放送したお宅
2009年12月18日(金)放送
神奈川県横浜市・岡本+髙井邸
- 4方を囲まれた敷地に光と風 つながる2世帯住宅 -

2008年10月完成

敷地面積 145平米 (44坪)
建築面積 73平米 (22坪)
延床面積 145平米 (44坪)
木造(軸組在来工法布基礎)
建築費:3400万円 坪単価:77万円



四方を隣家に囲まれた旗竿敷地。ここに親世帯と子世帯、さらに建築家である夫のアトリエを収めた仕事場付き2世帯住宅。それぞれの世帯用に玄関は3つ設けられています。

2階は子世帯。周囲を囲まれた環境で採光するため、床が南に向かって徐々に高くなっていくスキップフロアを採用。1階の親世帯とのコミュニケーションの窓が複数設けられています。

食卓を兼ねた大きなカウンターキッチン。居間から中庭への視線の抜けを生かすため、上部のロフトを吊り構造とし、柱を無くしました。

限られた面積を有効に使うため、居間との一体感を持たせた寝室。もちろん障子で仕切ることもできます。壁の手掛かりを上ると展望塔。半畳の息抜きスペースです。

台所の上のロフトは子供の遊び部屋。ご主人のアトリエは、居住スペースと一転、合板仕上げ。仕事中も中庭を介して家族が互いの気配を感じられる位置関係です。

1階は親世帯。中庭と、2階の床に合わせて南に向かって上がっていく天井で採光を確保しています。壁の作り付け本棚は、圧迫感を出さないため、敢えて壁一杯にしないデザインに。
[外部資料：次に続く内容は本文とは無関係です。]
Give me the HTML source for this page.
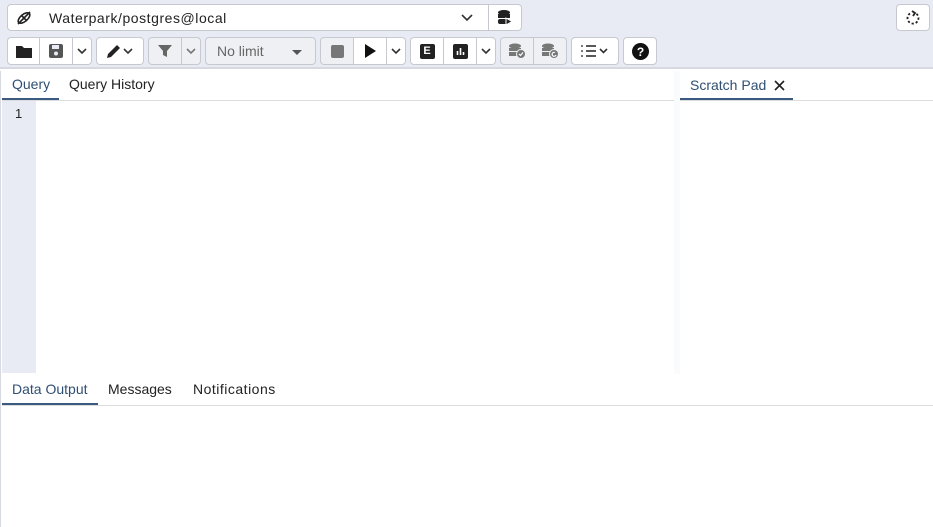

2世帯で一緒に食事を摂ることも多いので、1階の台所は、2人の主婦が同時に作業できる広々とした「コ」の字形のレイアウト。ここからも中庭が楽しめます。

1階の寝室は中庭に面した南向き。2世帯共用の水回りはバリアフリーに配慮したデザイン。入浴しながら楽しめる坪庭も設けてあります。

建築家のプロフィール
岡本浩
1971年   兵庫県姫路市生まれ
東京工業大学大学院修士課程修了の後、建築家村田靖夫に師事
2003年   OASisを設立し、独立
2006年より日本工学院専門学校インテリアデザイン科にて非常勤講師を務める。

趣味では登山やスキーに長年親しんできましたが、最近は盆栽に目覚めました。
鉢を選び、木をかたちづくりながら育てるたのしみは、自然と建築の調和とも通じます。
住宅の設計と共に、得意としている庭のデザインがますます面白くなりそうです。

一級建築士
 
OASis一級建築士事務所
連絡先   神奈川県横浜市港北区篠原町82-23-2F
TEL   045-432-0453
FAX   020-4666-7392
E-mail   info@i-oasis.net
URL   http://www.i-oasis.net
 
建築家の一言
共働きの夫婦と妻の両親が、協力して子育てを充実させるための2世帯同居住宅です。細い袋小路の奥にある、周囲を隣家で囲まれた不整形な敷地に建つ建物は、1階はバリアフリーとして親世帯に、2階はスキップフロアの娘世帯として設計されました。
2階の床が南側に向かって段々畑のようにスキップしながら高くなっているのは、ギリギリに迫る隣家の屋根を“乗り越えて”南からの豊かな採光と通風を1階へ導くためです。またスキップする床と床のすきまに設けた小窓は、上下の世帯間のコミュニケーションを豊かにし、空調・換気のルートとしても活用しています。
建物最上部に設けたフリークライミングでしかたどり着けない超ミニ展望塔は、登山家の夢の隠れ家です。密集する隣家を超えて360°の景観を、そして富士山の姿を望めます。
建物の配置を工夫して、里山の小径のような前庭と、小さな雑木林のような中庭、お風呂に面した小さなフロ庭をつくることができました。密集住宅地でも外部空間を利用して気持ちの良いくらしができるよう心がけました。
 
渡辺篤史の感想
建築家であるご主人がデザインした2世帯・3世代同居の建物です。周囲を囲まれた敷地のため、採光・通風に配慮したデザインになっています。そして何よりもご両親への深い気遣いが感じられます。そうした気遣いが、これ見よがしではなく、さりげなく形になっている所が見事ですね。お嬢さんは、ここでたくさんの愛情に囲まれて育っていくんですね。